The idea is to get to your street sooner, employing technology and streamlining the system.

Snow removal is the Achilles’ heel of local governments because people are passionate about their streets.

(Photo Credit: KDKA)

“Absolutely, they call in a day before and want to have it plowed or salted and they put in their reservations,” Pittsburgh Public Works Director Mike Gable said.

So, even though the calendar has barely turned to October, the City of Pittsburgh is already preparing for the first snowfall by sending a proposal to City Council, which would dramatically upgrade the system.

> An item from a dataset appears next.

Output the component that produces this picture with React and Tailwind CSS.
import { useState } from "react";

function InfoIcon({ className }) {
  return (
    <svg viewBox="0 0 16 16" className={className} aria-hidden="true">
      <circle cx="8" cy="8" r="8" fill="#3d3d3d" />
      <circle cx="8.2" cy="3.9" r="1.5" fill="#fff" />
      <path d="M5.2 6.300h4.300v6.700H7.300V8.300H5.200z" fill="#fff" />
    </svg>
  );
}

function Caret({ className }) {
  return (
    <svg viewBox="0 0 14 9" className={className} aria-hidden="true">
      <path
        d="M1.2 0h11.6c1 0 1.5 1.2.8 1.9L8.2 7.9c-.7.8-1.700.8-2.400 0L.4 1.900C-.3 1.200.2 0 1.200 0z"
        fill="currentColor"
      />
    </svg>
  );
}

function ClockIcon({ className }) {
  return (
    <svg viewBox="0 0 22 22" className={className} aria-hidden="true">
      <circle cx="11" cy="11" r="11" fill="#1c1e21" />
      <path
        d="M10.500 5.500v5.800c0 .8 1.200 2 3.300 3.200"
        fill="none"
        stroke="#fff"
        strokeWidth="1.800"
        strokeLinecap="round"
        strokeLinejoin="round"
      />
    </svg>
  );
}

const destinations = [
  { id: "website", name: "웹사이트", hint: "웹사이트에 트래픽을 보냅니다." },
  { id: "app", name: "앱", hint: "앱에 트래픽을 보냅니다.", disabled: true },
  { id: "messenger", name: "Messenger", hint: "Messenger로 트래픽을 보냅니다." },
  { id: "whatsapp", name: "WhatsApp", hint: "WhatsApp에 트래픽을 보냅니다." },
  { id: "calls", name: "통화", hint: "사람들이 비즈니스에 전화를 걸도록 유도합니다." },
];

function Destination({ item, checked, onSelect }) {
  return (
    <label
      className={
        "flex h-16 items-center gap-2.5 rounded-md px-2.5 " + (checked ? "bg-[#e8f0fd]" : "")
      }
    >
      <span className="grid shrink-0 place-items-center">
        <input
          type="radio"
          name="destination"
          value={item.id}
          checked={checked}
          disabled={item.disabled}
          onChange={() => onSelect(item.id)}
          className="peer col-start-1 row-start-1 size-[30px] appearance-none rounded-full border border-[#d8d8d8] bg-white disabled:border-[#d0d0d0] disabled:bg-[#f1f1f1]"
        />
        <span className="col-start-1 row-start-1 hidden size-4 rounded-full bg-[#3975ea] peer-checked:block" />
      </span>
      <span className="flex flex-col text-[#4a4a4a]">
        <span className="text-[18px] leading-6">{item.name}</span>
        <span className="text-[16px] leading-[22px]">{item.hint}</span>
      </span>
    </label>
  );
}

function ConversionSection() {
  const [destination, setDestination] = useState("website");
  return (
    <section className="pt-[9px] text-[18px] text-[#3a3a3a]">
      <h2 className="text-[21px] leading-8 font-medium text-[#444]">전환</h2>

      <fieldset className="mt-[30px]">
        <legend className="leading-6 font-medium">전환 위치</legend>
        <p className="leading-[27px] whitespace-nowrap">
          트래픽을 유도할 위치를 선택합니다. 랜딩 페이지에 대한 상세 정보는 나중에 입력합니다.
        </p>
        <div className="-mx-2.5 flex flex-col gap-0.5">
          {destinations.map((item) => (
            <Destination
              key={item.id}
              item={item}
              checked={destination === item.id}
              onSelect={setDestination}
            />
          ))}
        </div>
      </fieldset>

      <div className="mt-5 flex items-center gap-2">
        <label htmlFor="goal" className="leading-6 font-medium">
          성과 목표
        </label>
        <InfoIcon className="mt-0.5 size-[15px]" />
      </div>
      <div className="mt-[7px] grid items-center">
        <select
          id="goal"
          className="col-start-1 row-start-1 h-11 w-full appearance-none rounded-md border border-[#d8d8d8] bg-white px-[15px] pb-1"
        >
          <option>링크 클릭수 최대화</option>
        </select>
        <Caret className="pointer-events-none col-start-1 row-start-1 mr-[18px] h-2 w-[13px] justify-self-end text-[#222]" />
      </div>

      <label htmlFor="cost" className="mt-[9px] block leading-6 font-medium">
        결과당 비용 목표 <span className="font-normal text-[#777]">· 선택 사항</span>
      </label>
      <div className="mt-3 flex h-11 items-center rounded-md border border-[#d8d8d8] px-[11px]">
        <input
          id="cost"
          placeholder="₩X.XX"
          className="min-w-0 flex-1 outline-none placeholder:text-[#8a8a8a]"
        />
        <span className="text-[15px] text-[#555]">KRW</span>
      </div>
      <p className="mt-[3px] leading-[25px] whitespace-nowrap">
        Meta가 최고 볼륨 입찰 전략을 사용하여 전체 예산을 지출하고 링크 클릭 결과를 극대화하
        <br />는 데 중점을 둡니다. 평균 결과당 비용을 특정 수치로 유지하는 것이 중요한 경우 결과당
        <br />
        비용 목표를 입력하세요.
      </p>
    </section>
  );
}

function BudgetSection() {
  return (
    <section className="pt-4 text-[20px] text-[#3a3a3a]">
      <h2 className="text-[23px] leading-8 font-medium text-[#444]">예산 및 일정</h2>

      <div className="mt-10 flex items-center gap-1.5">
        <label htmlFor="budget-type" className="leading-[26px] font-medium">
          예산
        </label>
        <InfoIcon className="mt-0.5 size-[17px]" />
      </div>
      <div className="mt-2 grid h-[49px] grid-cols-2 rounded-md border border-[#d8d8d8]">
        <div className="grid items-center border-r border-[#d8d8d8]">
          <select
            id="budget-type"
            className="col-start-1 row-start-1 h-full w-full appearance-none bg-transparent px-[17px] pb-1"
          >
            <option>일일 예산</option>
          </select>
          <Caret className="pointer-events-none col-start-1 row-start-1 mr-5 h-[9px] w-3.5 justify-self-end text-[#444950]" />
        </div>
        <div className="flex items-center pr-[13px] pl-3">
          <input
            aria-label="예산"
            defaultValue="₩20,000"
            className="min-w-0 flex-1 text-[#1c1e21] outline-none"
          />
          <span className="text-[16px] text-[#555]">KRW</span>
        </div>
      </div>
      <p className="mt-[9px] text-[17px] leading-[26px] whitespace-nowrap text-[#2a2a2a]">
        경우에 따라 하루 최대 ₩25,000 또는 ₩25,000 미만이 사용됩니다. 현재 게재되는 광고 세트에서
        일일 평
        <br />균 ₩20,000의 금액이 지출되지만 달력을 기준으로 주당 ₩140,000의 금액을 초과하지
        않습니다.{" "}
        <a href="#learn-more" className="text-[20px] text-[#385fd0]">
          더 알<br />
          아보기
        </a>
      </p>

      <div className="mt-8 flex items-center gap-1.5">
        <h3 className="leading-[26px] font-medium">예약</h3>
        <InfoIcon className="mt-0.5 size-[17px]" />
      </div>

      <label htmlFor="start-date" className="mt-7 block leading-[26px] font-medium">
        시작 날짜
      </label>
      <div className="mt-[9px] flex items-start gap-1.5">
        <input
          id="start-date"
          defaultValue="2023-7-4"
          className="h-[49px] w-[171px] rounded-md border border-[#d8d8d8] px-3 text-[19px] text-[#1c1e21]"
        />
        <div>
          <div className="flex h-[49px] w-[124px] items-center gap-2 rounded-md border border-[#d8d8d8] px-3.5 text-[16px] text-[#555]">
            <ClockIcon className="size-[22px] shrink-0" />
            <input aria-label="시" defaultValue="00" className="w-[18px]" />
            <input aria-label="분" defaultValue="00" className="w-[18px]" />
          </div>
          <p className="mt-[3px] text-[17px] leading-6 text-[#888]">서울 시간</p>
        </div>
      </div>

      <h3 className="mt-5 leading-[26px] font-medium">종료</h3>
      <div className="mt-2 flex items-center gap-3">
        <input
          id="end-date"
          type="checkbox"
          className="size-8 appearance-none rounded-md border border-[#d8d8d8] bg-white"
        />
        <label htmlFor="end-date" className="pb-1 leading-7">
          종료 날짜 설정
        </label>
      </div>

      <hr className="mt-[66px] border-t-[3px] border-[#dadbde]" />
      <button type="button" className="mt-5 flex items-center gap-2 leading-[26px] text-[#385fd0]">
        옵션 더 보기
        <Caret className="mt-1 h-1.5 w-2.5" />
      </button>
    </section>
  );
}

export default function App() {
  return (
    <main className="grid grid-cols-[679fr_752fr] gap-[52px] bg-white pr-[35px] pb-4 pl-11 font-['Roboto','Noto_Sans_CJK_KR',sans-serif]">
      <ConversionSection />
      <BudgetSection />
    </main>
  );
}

“We are giving our guys the technology they should have had five years ago and hopefully they will be able to do their job even better,” Mayor Bill Peduto said.

If council approves the three-year, $1,453,924 agreement with Quetica LLC out of Bloomington, Minnesota, Pittsburgh will move into the modern age of snow removal.

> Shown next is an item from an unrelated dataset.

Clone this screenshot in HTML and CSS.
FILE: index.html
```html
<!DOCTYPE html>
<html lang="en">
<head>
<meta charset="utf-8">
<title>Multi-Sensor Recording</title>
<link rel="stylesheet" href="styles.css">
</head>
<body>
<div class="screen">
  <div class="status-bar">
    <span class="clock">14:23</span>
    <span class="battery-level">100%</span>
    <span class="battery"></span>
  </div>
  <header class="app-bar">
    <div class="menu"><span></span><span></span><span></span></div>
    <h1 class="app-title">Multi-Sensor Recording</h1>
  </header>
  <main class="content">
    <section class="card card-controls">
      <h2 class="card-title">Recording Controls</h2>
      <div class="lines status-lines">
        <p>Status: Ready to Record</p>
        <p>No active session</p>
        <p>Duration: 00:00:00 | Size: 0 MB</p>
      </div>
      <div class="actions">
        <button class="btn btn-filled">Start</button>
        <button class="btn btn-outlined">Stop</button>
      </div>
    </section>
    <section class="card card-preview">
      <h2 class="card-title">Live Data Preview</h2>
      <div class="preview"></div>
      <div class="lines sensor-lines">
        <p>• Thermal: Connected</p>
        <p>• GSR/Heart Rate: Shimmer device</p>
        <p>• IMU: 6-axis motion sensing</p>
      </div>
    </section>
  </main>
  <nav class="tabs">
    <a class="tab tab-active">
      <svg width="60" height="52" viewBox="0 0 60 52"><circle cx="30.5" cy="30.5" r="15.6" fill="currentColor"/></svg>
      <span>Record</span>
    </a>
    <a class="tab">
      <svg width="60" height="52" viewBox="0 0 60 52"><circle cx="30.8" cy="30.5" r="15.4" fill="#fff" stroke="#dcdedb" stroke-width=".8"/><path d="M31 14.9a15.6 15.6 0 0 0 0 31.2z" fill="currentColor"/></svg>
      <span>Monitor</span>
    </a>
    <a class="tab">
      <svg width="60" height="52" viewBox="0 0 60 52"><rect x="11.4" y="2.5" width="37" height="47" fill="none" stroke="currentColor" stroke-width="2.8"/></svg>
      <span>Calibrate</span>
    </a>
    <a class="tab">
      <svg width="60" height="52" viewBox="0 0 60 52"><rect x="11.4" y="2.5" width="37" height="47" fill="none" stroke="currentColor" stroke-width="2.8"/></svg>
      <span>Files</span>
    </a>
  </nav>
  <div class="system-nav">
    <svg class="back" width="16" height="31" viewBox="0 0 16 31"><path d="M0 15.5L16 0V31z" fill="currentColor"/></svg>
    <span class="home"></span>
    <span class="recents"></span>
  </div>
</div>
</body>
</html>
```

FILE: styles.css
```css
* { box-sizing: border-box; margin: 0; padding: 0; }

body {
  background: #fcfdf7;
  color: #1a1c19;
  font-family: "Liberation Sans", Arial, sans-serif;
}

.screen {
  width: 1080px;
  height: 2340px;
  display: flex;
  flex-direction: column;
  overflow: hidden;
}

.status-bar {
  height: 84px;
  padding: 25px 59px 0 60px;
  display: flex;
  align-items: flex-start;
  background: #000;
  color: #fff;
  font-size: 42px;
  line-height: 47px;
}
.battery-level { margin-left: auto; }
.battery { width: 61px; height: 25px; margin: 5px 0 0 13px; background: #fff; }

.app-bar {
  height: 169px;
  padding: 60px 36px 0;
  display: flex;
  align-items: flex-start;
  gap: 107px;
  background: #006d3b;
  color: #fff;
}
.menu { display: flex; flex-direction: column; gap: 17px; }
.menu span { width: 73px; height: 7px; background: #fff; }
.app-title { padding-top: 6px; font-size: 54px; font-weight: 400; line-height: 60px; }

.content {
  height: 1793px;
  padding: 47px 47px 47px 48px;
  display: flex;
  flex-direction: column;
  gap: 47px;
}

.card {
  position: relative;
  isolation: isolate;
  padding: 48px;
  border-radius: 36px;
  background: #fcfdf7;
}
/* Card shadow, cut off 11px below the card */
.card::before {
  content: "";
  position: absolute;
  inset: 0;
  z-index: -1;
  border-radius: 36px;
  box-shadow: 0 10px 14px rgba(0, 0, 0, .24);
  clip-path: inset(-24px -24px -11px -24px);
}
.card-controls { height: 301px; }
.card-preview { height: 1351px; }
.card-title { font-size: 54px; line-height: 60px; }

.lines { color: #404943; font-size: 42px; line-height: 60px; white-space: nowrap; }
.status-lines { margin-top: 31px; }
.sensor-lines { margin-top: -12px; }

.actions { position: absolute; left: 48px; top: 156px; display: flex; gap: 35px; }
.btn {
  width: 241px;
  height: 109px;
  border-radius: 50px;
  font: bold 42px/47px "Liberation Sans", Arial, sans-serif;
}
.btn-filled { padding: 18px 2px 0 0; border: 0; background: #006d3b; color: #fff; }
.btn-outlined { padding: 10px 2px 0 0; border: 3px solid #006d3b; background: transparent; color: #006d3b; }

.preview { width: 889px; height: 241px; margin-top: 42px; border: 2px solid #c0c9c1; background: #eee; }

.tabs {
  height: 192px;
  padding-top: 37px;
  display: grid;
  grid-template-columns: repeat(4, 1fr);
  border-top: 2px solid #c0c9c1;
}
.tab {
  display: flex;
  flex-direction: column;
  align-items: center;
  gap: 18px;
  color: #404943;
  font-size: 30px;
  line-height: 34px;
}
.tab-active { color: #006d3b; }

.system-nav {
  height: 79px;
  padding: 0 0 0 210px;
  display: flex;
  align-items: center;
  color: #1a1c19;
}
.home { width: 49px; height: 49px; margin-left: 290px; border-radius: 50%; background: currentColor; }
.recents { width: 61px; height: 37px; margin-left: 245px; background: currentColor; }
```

Gone will be the handwritten routes on clipboards. Gable says each truck will be equipped with a GPS iPad.

“It’s going to be like having a GPS in your car,” he said.

The iPads will be loaded with all the routes and will give the driver turn-by-turn instructions. It also makes it easy for the routes to be changed for efficiency.

The spreaders on the trucks will be computer controlled to make the application of salt more uniform and adjusted for conditions.

The traditional white rock salt will be replaced by blue dyed magnesium chloride salt that not only will be clearly evident when spread, but also is more effective to lower temperatures.

Gable believes, “better salt, better application and we think we’ll be able to conserve the amount of salt we use on our snow events.”

In fact, he estimates the city will use about one-third less salt per year.

All of the changes include an updated plow tracker so everything can be monitored by city hall and made available to residents online.

If City Council gives its approval, which could come on Oct. 16, the mayor hopes to have the system up and operating by the first snowfall and completely phased in by Jan. 1.